You see, for all his “brilliance”, Selig is an idiot. With his plethora of advisors that amout to a pencil-pushing geek-squad comprised of Ivy League yes-men, he can’t get something right that 90% of your average fans could easily correct. There is a simple solution that would keep MLB managers from treating the “privilege” of managing the All-Star game like a death sentence for reasons that were quite apparent last night. No manager wants to have his name associated with ruining the career of a promising young superstar or his image tarnished by not playing a deserving guy on the roster. They are almost forced to get everyone some PT to appease each team’s fans, yet can easily find themselves in a position like last night, forced to play guys who can’t (or shouldn’t) even be playing at all. Here are some simple changes to the game that would correct these potential issues:
- If you decide on the Monday before the game that you cannot play or pitch, you do not dress for the game. This will eliminate pitchers like Kazmir and Webb reluctantly jogging out to the bullpen in the umpteenth inning because they feel obligated.
- Each All-Star squad has an additional “reserve squad” selected for the sole purpose of situations like last night. Each team selects their own reserves that are allowed to be inserted into the lineup only in the event of an extra-inning game. Merely expanding the roster will only create a larger burden on the managers to insert even more players into the game, but by limiting these players to a possible extra-inning situation nobody has misplaced expectations.
- Finally, this rule has nothing to do with avoiding a potential roster issue but it still helps solve these late finishes. It will inevitably make it more pleasant for fans and players alike: start the dag-gone game earlier! The game advertised starting at 8pm EST, but in fact started barely before 9pm. I like the pregame hoopla as much as the next guy, but start it two hours earlier! Even if the game did not stretch into extra innings it would have lasted until around midnight. Some reward of an “off-day” for players when it stretches into the wee hours of the morning. Only idiotic fans like me watched the whole thing, and as I mentioned, usually for less than honorable reasons.

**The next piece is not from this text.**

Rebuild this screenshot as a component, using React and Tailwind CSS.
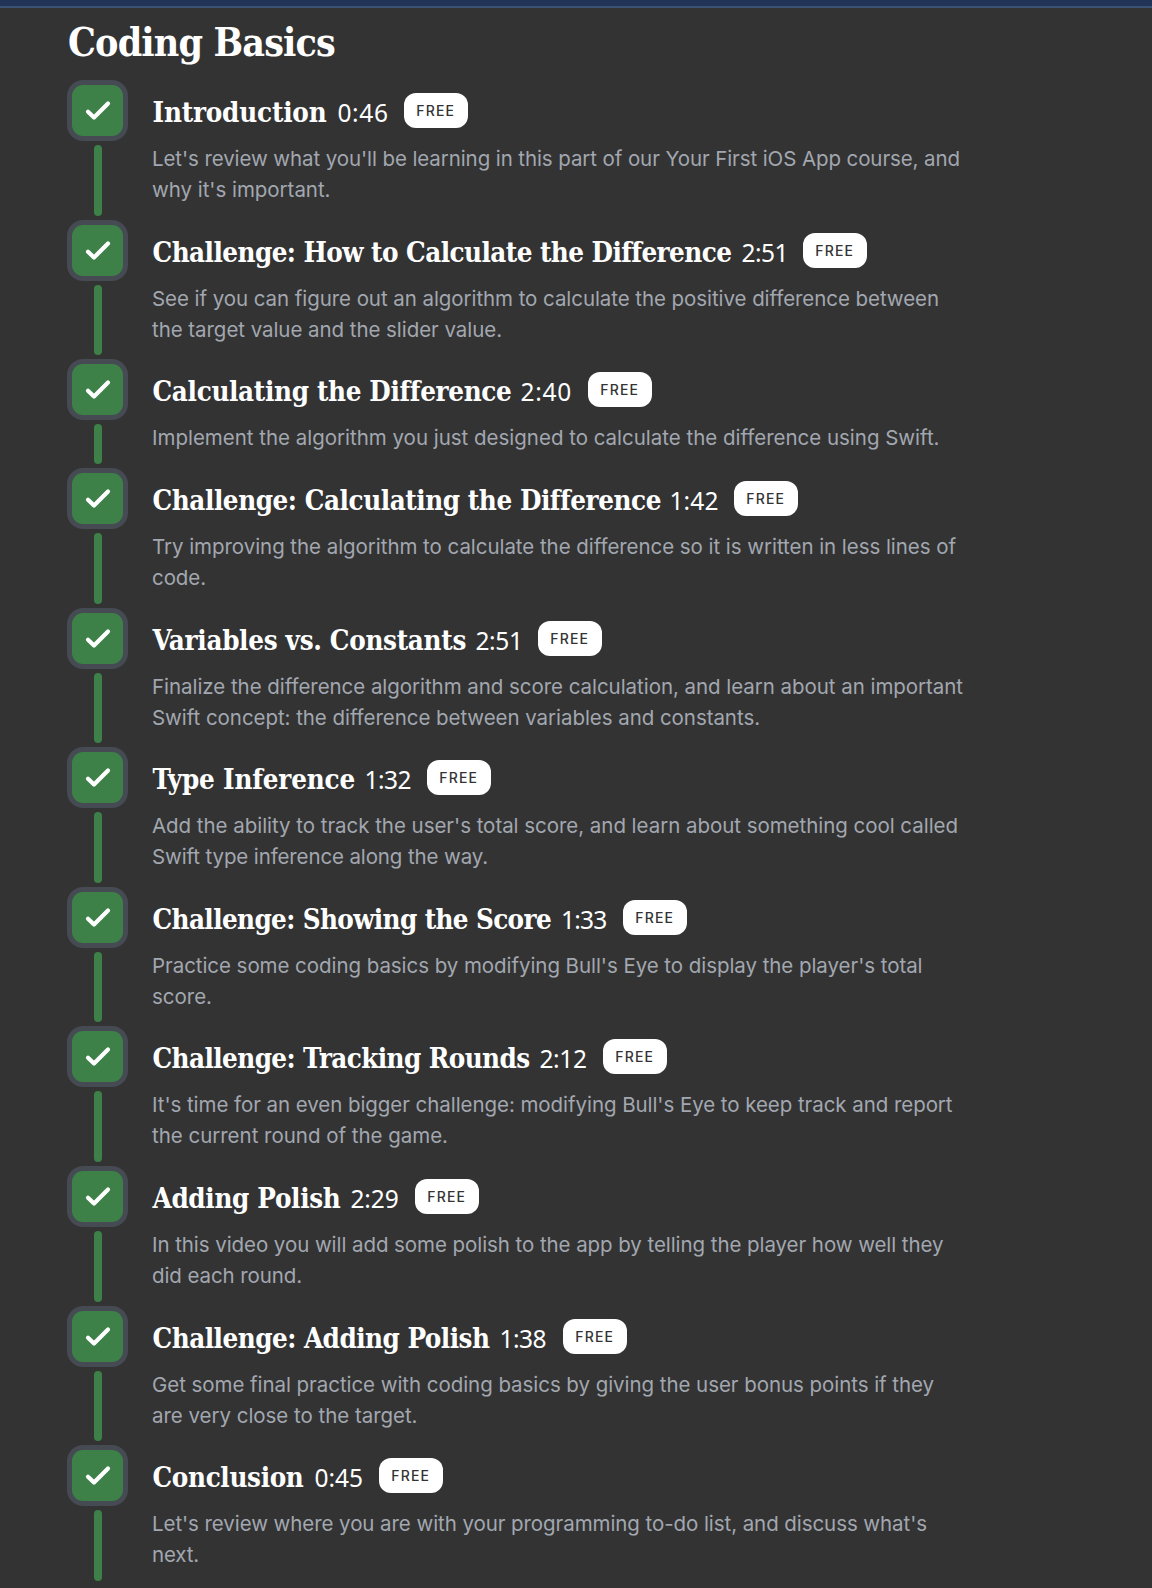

As for the game itself, there was quite a mix of dazzlement and befuddlement. We saw some amazing defensive plays, primarily in the extra frames, by Miguel Tejada, Russell Martin, and Chritian Guzman, and laser putouts by Nate McLouth and Ichiro. Then there were issues of poor play, notably some poorly executed sacrifice attempts, lack of hitting with runners-in-scoring-position, and the multitude errors. Speaking of errors, you couldn’t help but feel bad for poor Dan Uggla. The most unheralded superstar in Florida not named Hanley Ramirez, Uggla could not catch a break and ended up with an All-Star Game record of his own: 3 errors. The first one was a tough play up the middle which he tried to get rid of it too quickly, and the second one was a sharp hit that he threw his entire body in front of (even falling over awkwardly after it went by), only to have ball squirt through the one open spot in his goalie’s defensive maneuver. The third one ended up being inconsequential, but in a typical humbling baseball experience, the worst hop the ball takes all game naturally finds the guy with two errors already. Oh yeah, and that was all after he hit into a double play with runners in scoring position and a chance to take the lead at the top of the inning.

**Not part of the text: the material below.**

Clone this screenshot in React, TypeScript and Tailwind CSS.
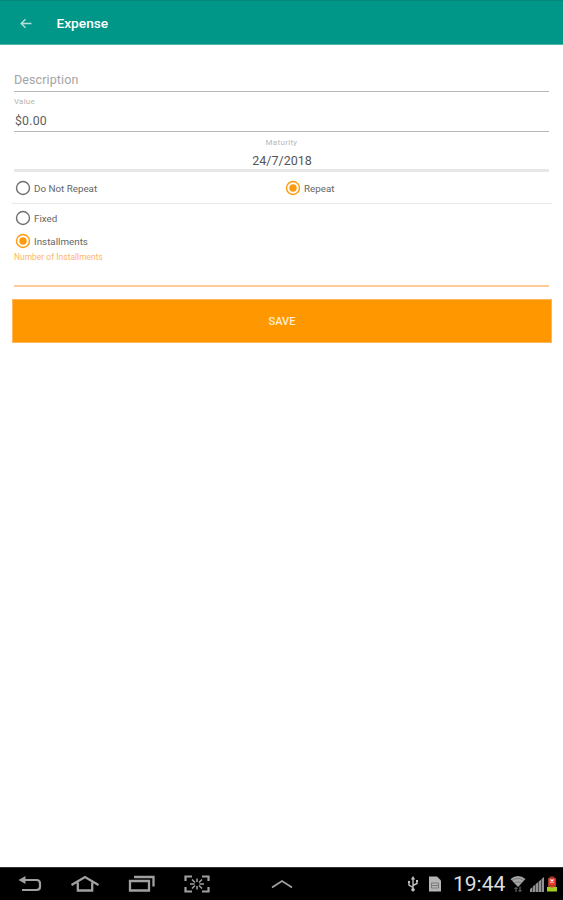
import clsx from "clsx";

type RadioProps = {
  label: string;
  checked?: boolean;
  className?: string;
};

function Radio({ label, checked, className }: RadioProps) {
  return (
    <label className={clsx("flex items-center gap-[3px]", className)}>
      <svg
        viewBox="0 0 16 16"
        className={clsx("size-4 shrink-0", checked ? "text-[#ff9a0c]" : "text-[#707070]")}>
        <circle cx="8" cy="8" r="6.5" fill="none" stroke="currentColor" strokeWidth="1.4" />
        {checked && <circle cx="8" cy="8" r="3.7" fill="currentColor" />}
      </svg>
      <span className="pt-px text-[9.8px] leading-none whitespace-nowrap text-[#666]">{label}</span>
    </label>
  );
}

function AppBar() {
  return (
    <header className="flex h-[45px] shrink-0 items-center border-t border-b border-t-[#07877a] border-b-[#4db5aa] bg-[#009688] pt-0.5 pl-5 text-white">
      <svg viewBox="0 0 12 12" className="size-3" fill="none" stroke="#b5e0dc" strokeWidth="1.4">
        <path d="M11.5 5.5H1.2M5.5 1.2 1.2 5.5 5.5 9.8" />
      </svg>
      <h1 className="ml-[24.5px] text-[13.7px] leading-none font-medium">Expense</h1>
    </header>
  );
}

function NavBar() {
  return (
    <footer className="flex h-[33px] shrink-0 items-center border-t border-[#333] bg-black">
      <div className="flex flex-1 items-center pl-[18px] text-[#a0a0a0]">
        {/* back */}
        <svg viewBox="0 0 24 18" className="h-[18px] w-6" fill="none" stroke="currentColor" strokeWidth="2.2">
          <path d="M4 5H18.5Q22 5 22 8.5V11.5Q22 15 18.5 15H4" />
          <path d="M0.5 5 7.5 1V9Z" fill="currentColor" stroke="none" />
        </svg>
        {/* home */}
        <svg viewBox="0 0 30 18" className="ml-7 h-[18px] w-[30px]" fill="none" stroke="currentColor" strokeWidth="2.3">
          <path d="M1.5 10 15 2 28.5 10M7.8 7.5V15.5H22.2V7.5" />
        </svg>
        {/* recent apps */}
        <svg viewBox="0 0 27 18" className="ml-7 h-[18px] w-[27px]" fill="none" stroke="currentColor" strokeWidth="2.3">
          <path d="M2 6H21V15.5H2Z" />
          <path d="M6 2H25.5V11.5" />
        </svg>
        {/* screen capture */}
        <svg viewBox="0 0 26 18" className="ml-[29px] h-[18px] w-[26px]" fill="none" stroke="currentColor" strokeWidth="2.2">
          <path d="M1.5 6V1.5H8M18 1.5H24.5V6M24.5 12V16.5H18M8 16.5H1.5V12" />
          <path
            strokeWidth="1.5"
            d="M13 3.5V7M13 11V14.5M6 9H10.5M15.5 9H20M8 4.5 11 7.5M18 4.5 15 7.5M8 13.5 11 10.5M18 13.5 15 10.5"
          />
        </svg>
        {/* expand */}
        <svg viewBox="0 0 22 10" className="ml-[61px] h-2.5 w-[22px]" fill="none" stroke="currentColor" strokeWidth="1.8">
          <path d="M1 8.5 11 2 21 8.5" />
        </svg>
      </div>

      <div className="flex items-center pr-1.5">
        {/* usb */}
        <svg viewBox="0 0 12 16" className="h-4 w-3" fill="none" stroke="#c0c0c0" strokeWidth="1.4">
          <path d="M6 2V13M6 11.5 2 9V6M6 9.5 10 7.5V5" />
          <path d="M6 0 8.2 3.5H3.8Z" fill="#c0c0c0" stroke="none" />
          <circle cx="6" cy="13.7" r="1.8" fill="#c0c0c0" stroke="none" />
          <circle cx="2" cy="6" r="1.2" fill="#c0c0c0" stroke="none" />
          <path d="M9 4H11V6H9Z" fill="#c0c0c0" stroke="none" />
        </svg>
        {/* sim card */}
        <svg viewBox="0 0 12 16" className="ml-2.5 h-4 w-3">
          <path d="M0 0.5H8L12 4.5V15.5H0Z" fill="#b5b5b5" />
          <path d="M2.5 7H9.5M2.5 9.5H9.5M2.5 12H9.5M2.5 7V12M9.5 7V12" stroke="#757575" strokeWidth="0.9" />
        </svg>
        <time className="ml-3 w-[54px] pt-px text-[21px] leading-none whitespace-nowrap text-[#dedede]">19:44</time>
        {/* wifi with traffic arrows */}
        <svg viewBox="0 0 16 18" className="ml-[3px] h-[18px] w-4">
          <path d="M0.5 4Q8 -2 15.5 4L8 12Z" fill="#a5a5a5" />
          <path d="M2 5.5Q8 1.5 14 5.5M4.5 8Q8 5.5 11.5 8" fill="none" stroke="#707070" strokeWidth="0.8" />
          <path d="M6 17V12.5M4.5 14 6 12.5 7.5 14M10 11.5V16.5M8.5 15 10 16.5 11.5 15" fill="none" stroke="#777" strokeWidth="1" />
        </svg>
        {/* signal strength */}
        <svg viewBox="0 0 14 15" className="ml-1 h-[15px] w-3.5" fill="#929292">
          <path d="M0 12 2.4 10.3V15H0ZM2.9 9.5 5.3 7.5V15H2.9ZM5.8 7 8.2 5V15H5.8ZM8.7 4.5 11.1 2.5V15H8.7ZM11.6 2 14 0V15H11.6Z" />
        </svg>
        {/* battery */}
        <svg viewBox="0 0 10 16" className="ml-[3px] h-4 w-2.5">
          <path d="M2.5 0.5H7.5V2H9V11H1V2H2.5Z" fill="#9c3a2c" />
          <path d="M0 11H10V15.5H0Z" fill="#a5cf22" />
          <path d="M2 2.5H8V9H2Z" fill="#ef3b2d" />
          <path d="M3.5 3.5 6.5 6.5M6.5 3.5 3.5 6.5" stroke="#fff" strokeWidth="1.2" />
          <path d="M3 10H7L5 12.5Z" fill="#e74b25" />
        </svg>
      </div>
    </footer>
  );
}

export default function App() {
  return (
    <div className="flex h-screen flex-col bg-white font-['Roboto','Liberation_Sans',sans-serif]">
      <AppBar />

      <main className="flex-1 pr-[11px] pl-3">
        <div className="pr-[3px] pl-0.5">
          <div className="flex h-[47px] items-end border-b border-[#b8b8b8] pb-[5px]">
            <span className="text-[12.5px] leading-none tracking-[0.1px] text-[#a4a4a4]">Description</span>
          </div>

          <div className="h-10 border-b border-[#b8b8b8] pt-1.5">
            <div className="text-[8px] leading-none tracking-[0.2px] text-[#b4b4b4]">Value</div>
            <div className="mt-[9px] pl-px text-[12.3px] leading-none tracking-[0.2px] text-[#606060]">$0.00</div>
          </div>

          <div className="h-10 border-b-[3px] border-[#e7e7e7] pt-[7px] text-center">
            <div className="text-[8px] leading-none tracking-[0.3px] text-[#b8b8b8]">Maturity</div>
            <div className="mt-2 pl-px text-[12.5px] leading-none text-[#555]">24/7/2018</div>
          </div>
        </div>

        <div className="flex h-8 items-center border-b border-[#e8e8e8] pt-px pl-[3px]">
          <Radio label="Do Not Repeat" className="w-[270px]" />
          <Radio label="Repeat" checked />
        </div>

        <div className="pt-1.5 pr-[3px] pl-0.5">
          <Radio label="Fixed" className="pl-px" />
          <Radio label="Installments" checked className="mt-[7px] pl-px" />
          <div className="h-[38px] border-b-2 border-[#ffcb98] pt-1">
            <div className="text-[8.4px] leading-none tracking-[0.05px] text-[#ffb568]">Number of Installments</div>
          </div>
        </div>

        <button className="mt-3 flex h-11 w-full items-center justify-center border border-[#ffb65c] bg-[#ff9800] text-[11px] leading-none font-medium text-[#ffedd0]">
          SAVE
        </button>
      </main>

      <NavBar />
    </div>
  );
}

The most amazing display of All-Star credentials in this game was the pitching. All-Star games typically are low scoring, with the pitchers outdueling the hitters, but this game was a prime example of how dominant pitchers can take control of the outcome of a game. The starters, Sheets and Lee, lived up to their billing by making the best hitters in the game look pretty foolish. The relievers who were stretched out longer than they were used to were incredible, in particular, Sherrill (Orioles), Soria (KC), and Rivera (NYY). Even Aaron Cook (Rockies), who is a starter, gave three strong innings late in the game and saved Dan Uggla from infamy by covering for his costly errors. Uggla needs to at least send an Edible Arrangement to Cook’s home for that.
I guess I can admit that it was pleasing to see the game end on a very close play at the plate. After all, I love baseball and I don’t want to see it turn into a mockery. I just hate Bud Selig, that’s all. He is a smarmy, smug, unhappy little man and I don’t care for him. But aside from the fact that this was clearly not an All-Star game for umpires (I counted at least 3 blown calls, including some of the most crucial ones of the contest), baseball came out ahead on this one. From the classy moves by Francona (trust me that is hard to say as a die-hard Yanks fan and Sox hater) by showcasing the Yankees in their appearances and substitutions, to unselfish acts by pitchers who had to pitch on one day of rest after 100+ pitch counts, the game came out ahead. I am a sucker for seeing the best players play, and that’s what I got. So if you are like me, and initially hoped for some kind of conspiracy ending, be glad that didn’t happen. The game we love is better for it.
- Don’t blame the loss on Brad Lidge even though he was credited with the “L”. He had warmed up at least 6 different times before entering the game and had the unenviable position of ending this charade.
- I was pleased to see Mets’ closer Wagner cough up a crucial run late in the game; he is the most overrated closer in the game and a loudmouthed jerk to boot.
- As much as Francona was all-class in his handling of both the Yankee players and the concerns with Kazmir’s appearance, Hurdle seemed to have out-managed him at least in the area of personnel moves.
- Speaking of Francona, Jeter must have had a coronary when he saw the Boston manager sitting at Joe Torre- err, Girardi’s desk making out the lineup.
- Apparently nobody was selected to this team for clutch-hitting with RISP.
- I got chills when Rivera came into the game in the 9th. If he didn’t have so much left in him, that would have been the perfect way to hang it up.
- Where were the rest of the living Hall of Famers? Did Tony Gwynn eat them? The sad thing is that Gwynn could still probably suit-up for any team and hit over his current weight (which would surely break Ted Williams’ record).
- Big congrats to both Josh Hamilton and Justin Morneau. Morneau for winning the derby and exhibiting class all the way through when nobody wanted him to win, and Hamilton for putting on an amazing show for the fans. He could have stopped earlier in the first round to save himself, but we got so much more enjoyment from watching that exhibit than we would have from him winning it. Glad to see a guy with unlimited potential finally realizing it instead of almost wasting it forever.